(The exercise) Transcribe the records below from the first line to the line that includes "string; label: string;", inclusive, and omit the pictures.

[Records excerpted from a collection]
+ + +
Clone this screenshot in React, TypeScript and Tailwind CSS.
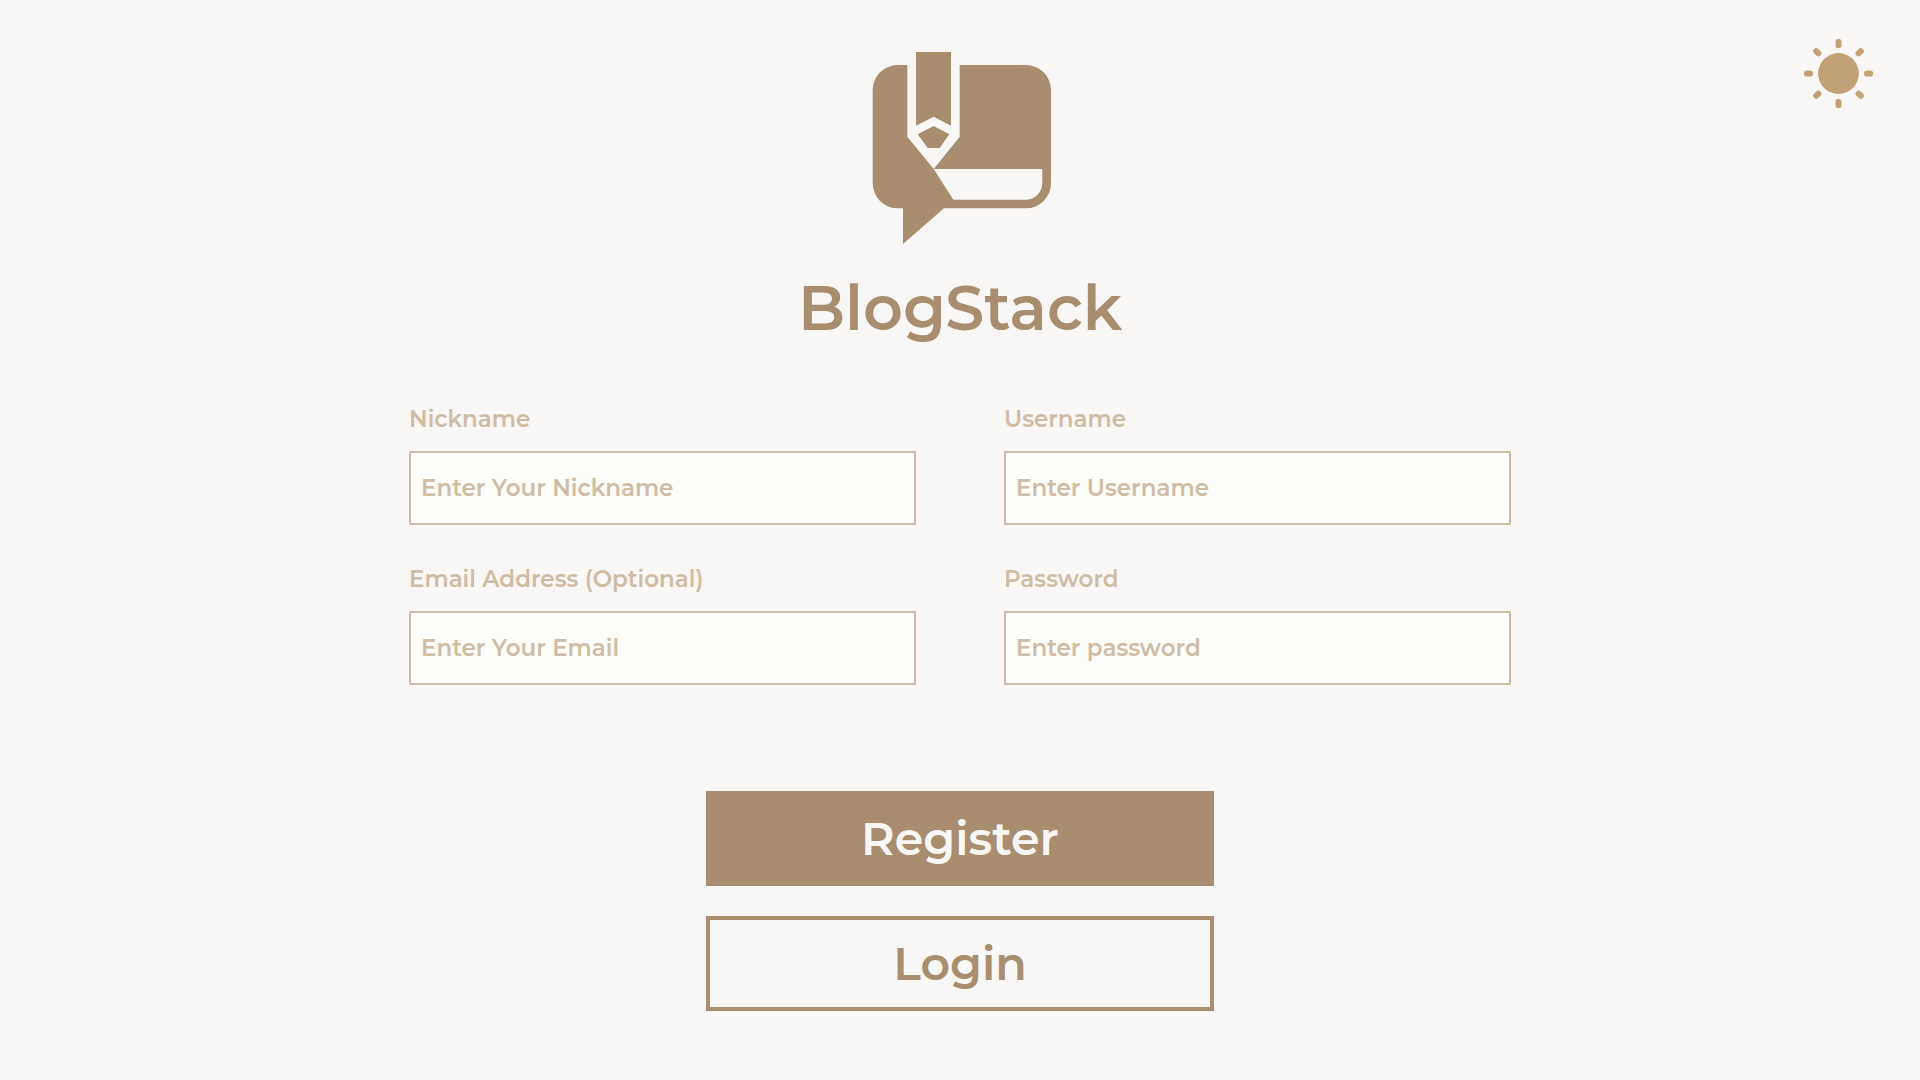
function Logo() {
  return (
    <svg viewBox="0 0 182 192" className="mt-[14px] h-48 w-[182px]" fill="#a88d6e" role="img" aria-label="BlogStack logo">
      <path d="M28.7 13H38.3V84.7L64.7 117L84.3 147.7H157A16.3 17 0 0 0 173.3 130.7V117H64.7L90.7 84.7V13H157A25 25 0 0 1 182 38V131.3A25 25 0 0 1 157 156.3H75L34 192V156.3H28.7A25 25 0 0 1 3.7 131.3V38A25 25 0 0 1 28.7 13Z" />
      <path d="M47 0H82V73.7L64.7 64.7L47 73.7Z" />
      <path d="M64.7 74L80.3 82.3L70.7 96H58.7L48.7 82.3Z" />
    </svg>
  );
}

function SunIcon() {
  const angles = [0, 45, 90, 135, 180, 225, 270, 315];
  return (
    <svg viewBox="0 0 70 70" className="size-[70px]" fill="#c3a177" aria-hidden="true">
      <circle cx="35.5" cy="35.5" r="20.4" />
      {angles.map((a) => (
        <rect key={a} x="32.5" y="1" width="6" height="9" rx="2.8" transform={`rotate(${a} 35.5 35.5)`} />
      ))}
    </svg>
  );
}

type FieldProps = { id: string; label: string; placeholder: string; type: string };

const fields: FieldProps[] = [
  { id: "nickname", label: "Nickname", placeholder: "Enter Your Nickname", type: "text" },
  { id: "username", label: "Username", placeholder: "Enter Username", type: "text" },
  { id: "email", label: "Email Address (Optional)", placeholder: "Enter Your Email", type: "email" },
  { id: "password", label: "Password", placeholder: "Enter password", type: "password" },
];

function Field({ id, label, placeholder, type }: FieldProps) {
  return (
    <div className="flex flex-col gap-4">
      <label htmlFor={id} className="text-[23px] leading-8 text-[#d0bca5]">
        {label}
      </label>
      <input
        id={id}
        type={type}
        placeholder={placeholder}
        className="h-[74px] w-full border-2 border-[#cdbba7] bg-[#fdfdfa] px-2.5 text-[23px] font-semibold text-[#a88d6e] outline-none placeholder:text-[#d0bca5]"
      />
    </div>
  );
}

export default function App() {
  return (
    <div className="min-h-screen bg-[#f9f7f5] pb-16 font-['Montserrat','Inter',sans-serif] font-semibold text-[#a88d6e]">
      <header className="grid grid-cols-[1fr_auto_1fr] items-start px-[47px] pt-[38px]">
        <div className="col-start-2 flex flex-col items-center">
          <Logo />
          <h1 className="mt-6 text-[62px] leading-[80px]">BlogStack</h1>
        </div>
        <button type="button" aria-label="Toggle theme" className="justify-self-end">
          <SunIcon />
        </button>
      </header>
      <form className="mx-auto mt-[55px] w-full max-w-[1102px]">
        <div className="grid grid-cols-2 gap-x-[88px] gap-y-[38px]">
          {fields.map((f) => (
            <Field key={f.id} {...f} />
          ))}
        </div>
        <div className="mx-auto mt-[106px] flex w-full max-w-[508px] flex-col gap-[30px] text-[46px]">
          <button type="submit" className="h-[95px] bg-[#a88d6e] text-[#f9f7f5]">
            Register
          </button>
          <button type="button" className="h-[95px] border-4 border-[#a88d6e]">
            Login
          </button>
        </div>
      </form>
    </div>
  );
}
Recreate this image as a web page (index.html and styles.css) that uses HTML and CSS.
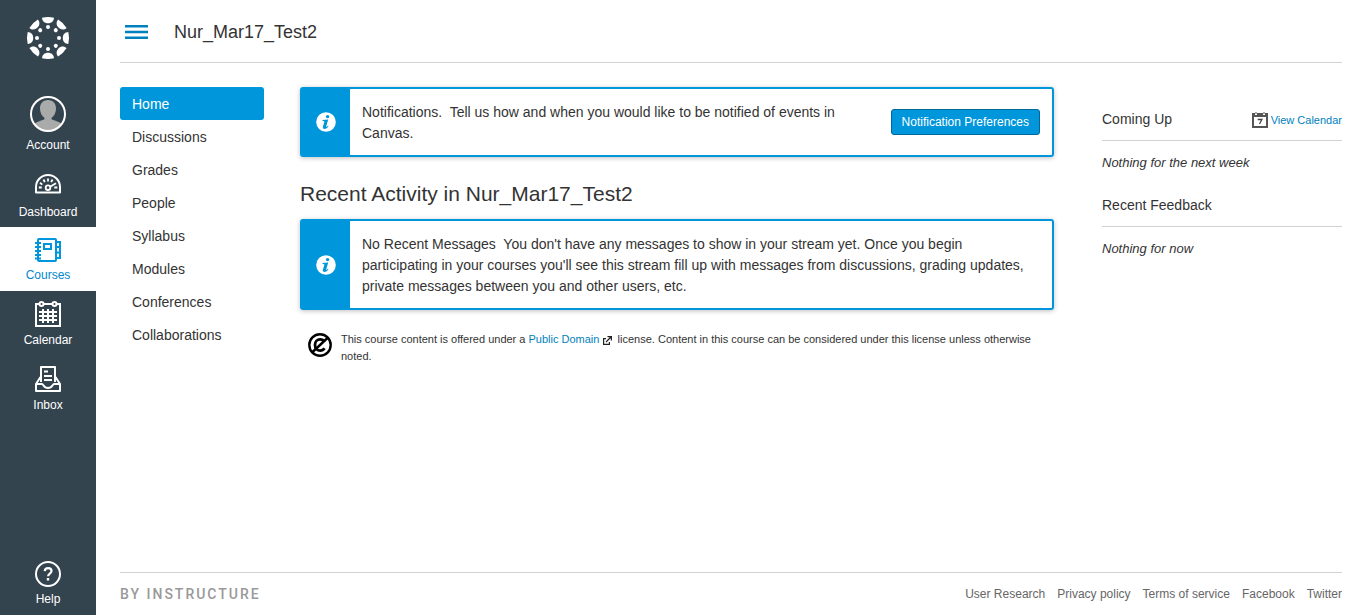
+ + +
(Output of the task)
Clone this screenshot in React, TypeScript and Tailwind CSS.
function Logo() {
  return (
    <svg viewBox="0 0 182 192" className="mt-[14px] h-48 w-[182px]" fill="#a88d6e" role="img" aria-label="BlogStack logo">
      <path d="M28.7 13H38.3V84.7L64.7 117L84.3 147.7H157A16.3 17 0 0 0 173.3 130.7V117H64.7L90.7 84.7V13H157A25 25 0 0 1 182 38V131.3A25 25 0 0 1 157 156.3H75L34 192V156.3H28.7A25 25 0 0 1 3.7 131.3V38A25 25 0 0 1 28.7 13Z" />
      <path d="M47 0H82V73.7L64.7 64.7L47 73.7Z" />
      <path d="M64.7 74L80.3 82.3L70.7 96H58.7L48.7 82.3Z" />
    </svg>
  );
}

function SunIcon() {
  const angles = [0, 45, 90, 135, 180, 225, 270, 315];
  return (
    <svg viewBox="0 0 70 70" className="size-[70px]" fill="#c3a177" aria-hidden="true">
      <circle cx="35.5" cy="35.5" r="20.4" />
      {angles.map((a) => (
        <rect key={a} x="32.5" y="1" width="6" height="9" rx="2.8" transform={`rotate(${a} 35.5 35.5)`} />
      ))}
    </svg>
  );
}

type FieldProps = { id: string; label: string; placeholder: string; type: string };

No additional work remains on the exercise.